Usually when children attend a summer camp, they make crafts and play games. But the children attending the Wrightsville Beach Ocean Rescue camp this summer learned a much more valuable skill: saving lives.
In the first year of the program, the July 20–24 WBOR camp filed all 30 spots for the program within a few weeks, said camp director and Wrightsville Beach lifeguard Lindsey Gerkens.
“We just did a week this year to try it out and see how it goes, and see if we have enough interest,” she said. “We’d like to keep expanding the program throughout more of the summer so we can get more kids involved.”
On July 23, the fourth day of the program, the campers were already anticipating re-enrolling next year.
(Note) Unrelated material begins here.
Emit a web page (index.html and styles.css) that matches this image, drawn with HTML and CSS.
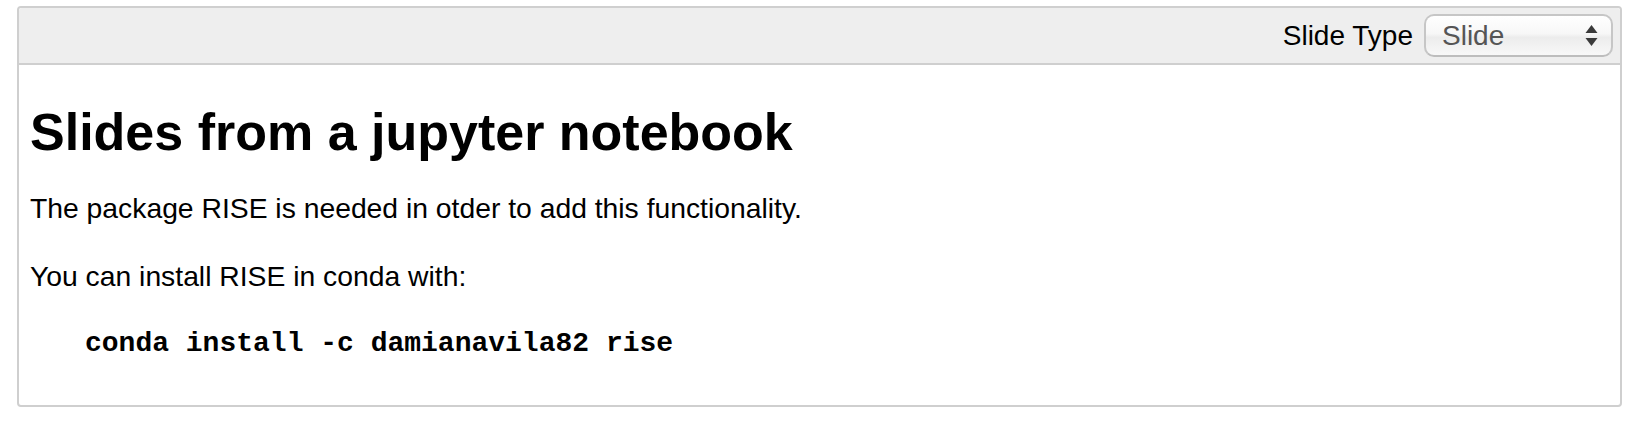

“I want to do this [camp] every year until I’m 17!” 11-year-old Lawton Mayo said, standing in the sand with her friends, 11-year-old Kajsa Andersson and 11-year-old Lizzie Broadfoot. At age 18, the girls want to try out for the Wrightsville Beach Ocean Rescue squad.
Gerkens said she was excited to help inspire the children, as she herself was when she first enrolled in an ocean rescue camp at 14 years old.
“I never imagined that I would ever be a lifeguard,” she admitted. “I was like, ‘No, I don’t want to do it!’”
After completing the program she changed her mind.
“And 14 years later, I’m still out here doing it,” she said.
WBOR’s junior lifeguard program was structured to combine physical tests like swimming and running with instruction on proper lifesaving techniques. Each day’s lessons and activities built on what the children learned the day before, Gerkens said.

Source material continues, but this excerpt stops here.